Personal information
- Nationality: Canadian
- Born: 14 May 1958 (age 68) Fiji

Medal record
Representing Canada
World Outdoor Championships
| Bronze medal – third place | 2008 Christchurch | Men's triples |

= Hiren Bhartu =

Canadian bowls player

Hirendra Bhartu (born May 14, 1958) is a Canadian professional indoor and lawn bowler from Suva, Fiji. He has won twenty nine Canadian national titles from 2005 to 2019 in Men's Singles and Mens Pairs as well as Mixed Pairs.14 titles with BCB competition and 15 titles with Professional Bowls Canada.

==Bowls career==
Hirendra began his lawn bowling career at Nanaimo Lawn Bowling Club in 1995. In 2006, after honing his talent for indoor bowls at the Pacific Indoor Club in Vancouver, BC, he catapulted onto the international lawn bowling scene by soundly defeating his Canadian counterparts in all 4 of the Canadian PBA qualifiers in order to play in the World Bowls Tour. This accomplishment allowed him to compete with some of the finest lawn bowlers in the world in 4 prestigious events; the Scottish International Masters in Perth Scotland, Potters World Indoor Singles, and the Engage International Open,

Hirendra Represented Canada at the 2008 World Outdoor Bowls Championship held in Christchurch, NZ, winning a bronze medal.

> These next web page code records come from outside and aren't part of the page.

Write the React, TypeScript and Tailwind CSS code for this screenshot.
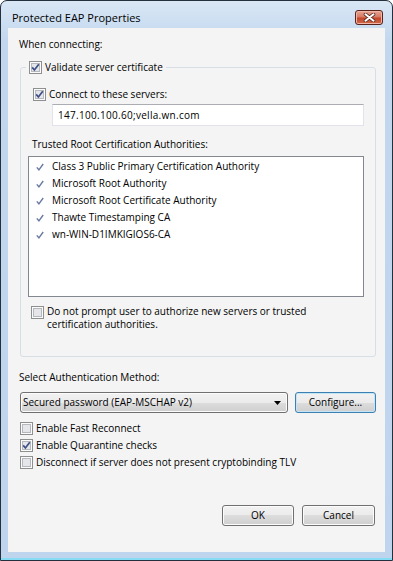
import React from "react";

const certs = [
  "Class 3 Public Primary Certification Authority",
  "Microsoft Root Authority",
  "Microsoft Root Certificate Authority",
  "Thawte Timestamping CA",
  "wn-WIN-D1IMKIGIOS6-CA",
];

function CheckBox({ checked }: { checked?: boolean }) {
  return (
    <svg width="13" height="13" viewBox="0 0 13 13" className="shrink-0">
      <rect x="0.5" y="0.5" width="12" height="12" fill="#fbfbfb" stroke="#8e8f8f" />
      <rect x="2.5" y="2.5" width="8" height="8" fill="#e4e6e9" stroke="#b5b9be" />
      {checked && (
        <path d="M3.2 6.4 L5.4 9 L9.8 3.2" fill="none" stroke="#3d4f86" strokeWidth="1.7" />
      )}
    </svg>
  );
}

function ListCheck() {
  return (
    <svg width="10" height="10" viewBox="0 0 10 10" className="shrink-0">
      <path d="M1.8 5.4 L3.9 7.8 L8.2 2" fill="none" stroke="#6a7aa2" strokeWidth="1.4" />
    </svg>
  );
}

function CheckRow({ checked, label }: { checked?: boolean; label: string }) {
  return (
    <div className="flex items-center gap-[3px] h-[13px]">
      <CheckBox checked={checked} />
      <span>{label}</span>
    </div>
  );
}

const face =
  "h-[21px] rounded-[3px] border bg-[linear-gradient(#f2f2f2_0%,#ebebeb_50%,#dddddd_50%,#cfcfcf_100%)] flex items-center";
const btn = `${face} border-[#707070] shadow-[inset_0_0_0_1px_#fcfcfc] justify-center`;

export default function App() {
  return (
    <div className="w-[393px] h-[561px] flex flex-col border border-[#24303d] rounded-t-[7px] bg-[linear-gradient(#d9e7f5,#c2d7ee_40px,#bfd5ed)] font-['Open_Sans',sans-serif] text-[10px] leading-[13px] text-black overflow-hidden">
      {/* title bar */}
      <div className="h-[27px] shrink-0 flex items-center justify-between pl-[11px] pr-[9px] pt-[5px]">
        <span className="text-[11px]">Protected EAP Properties</span>
        <div className="w-[28px] h-[15px] rounded-[3px] border border-[#57231b] bg-[linear-gradient(#e8a493_0%,#d77a63_45%,#c4462b_55%,#cf6a4a_100%)] shadow-[inset_0_0_0_1px_#f0b7a8] flex items-center justify-center">
          <svg width="13" height="9" viewBox="0 0 13 9">
            <path d="M2.5 1.3 L10.5 7.7 M10.5 1.3 L2.5 7.7" stroke="#5a2b25" strokeWidth="3.6" strokeLinecap="round" />
            <path d="M2.5 1.3 L10.5 7.7 M10.5 1.3 L2.5 7.7" stroke="#ffffff" strokeWidth="2" strokeLinecap="round" />
          </svg>
        </div>
      </div>

      {/* client area */}
      <div className="mx-[7px] h-[524px] shrink-0 bg-[#f4f4f4] flex flex-col pt-[10px]">
        <div className="ml-[11px] h-[13px]">When connecting:</div>

        <fieldset className="mt-[10px] ml-[12px] mr-[9px] border border-[#d5dfe5] rounded-[3px] p-0 pb-[25px] flex flex-col">
          <legend className="ml-[5px] px-[3px] h-[13px]">
            <CheckRow checked label="Validate server certificate" />
          </legend>

          <div className="mt-[14px] ml-[12px]">
            <CheckRow checked label="Connect to these servers:" />
          </div>
          <div className="mt-[3px] ml-[31px] w-[312px] h-[22px] bg-white border border-[#e2e3ea] border-t-[#abadb3] flex items-center pl-[5px] tracking-[0.3px]">
            147.100.100.60;vella.wn.com
          </div>

          <div className="mt-[12px] ml-[11px] h-[13px]">Trusted Root Certification Authorities:</div>
          <div className="mt-[5px] ml-[7px] w-[336px] h-[141px] bg-white border border-[#828790] pt-[1px] flex flex-col">
            {certs.map((c) => (
              <div key={c} className="h-[17px] flex items-center pl-[6px]">
                <div className="w-[17px] flex items-center">
                  <ListCheck />
                </div>
                <span>{c}</span>
              </div>
            ))}
          </div>

          <div className="mt-[8px] ml-[10px] flex items-start gap-[3px]">
            <div className="pt-[1px]">
              <CheckBox />
            </div>
            <span>
              Do not prompt user to authorize new servers or trusted
              <br />
              certification authorities.
            </span>
          </div>
        </fieldset>

        <div className="mt-[14px] ml-[11px] h-[13px]">Select Authentication Method:</div>
        <div className="mt-[8px] ml-[12px] flex gap-[7px]">
          <div className={`${face} border-[#707070] shadow-[inset_0_0_0_1px_#fcfcfc] w-[268px] justify-between pl-[2px] pr-[6px]`}>
            <span>Secured password (EAP-MSCHAP v2)</span>
            <svg width="7" height="4" viewBox="0 0 7 4">
              <path d="M0 0 H7 L3.5 4 Z" fill="#000" />
            </svg>
          </div>
          <div className={`${face} w-[81px] border-[#3c7fb1] shadow-[inset_0_0_0_1px_#c4e5f6] justify-center`}>
            Configure...
          </div>
        </div>

        <div className="mt-[9px] ml-[12px] flex flex-col gap-[4px]">
          <CheckRow label="Enable Fast Reconnect" />
          <CheckRow checked label="Enable Quarantine checks" />
          <CheckRow label="Disconnect if server does not present cryptobinding TLV" />
        </div>

        <div className="flex-1" />
        <div className="mb-[26px] mr-[10px] flex justify-end gap-[8px]">
          <div className={`${btn} w-[72px]`}>OK</div>
          <div className={`${btn} w-[73px]`}>Cancel</div>
        </div>
      </div>

      <div className="h-[6px] shrink-0" />
      <div className="h-[2px] shrink-0 bg-[#86dcf5]" />
    </div>
  );
}
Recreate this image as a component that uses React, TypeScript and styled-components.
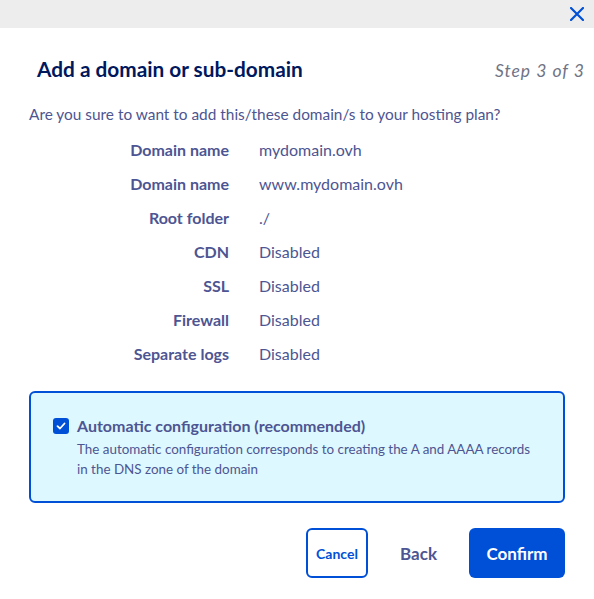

Hirendra went on to represent Canada at the 2010 Commonwealth Games, Delhi as vice on the men's triples team. The team did not make the play-offs.

Hirendra is currently bowling as a member of Bowls BC out of the North Island Zone on Vancouver Island. In 2015 Hirendra won the BC Provincial Championship in Men's Pairs (4th win) and Mixed Pairs (5th win).

In 2022, he qualified to represent Canada at the 2022 World Bowls Indoor Championships. The event had been cancelled in 2020 and 2021 due to the COVID-19 pandemic.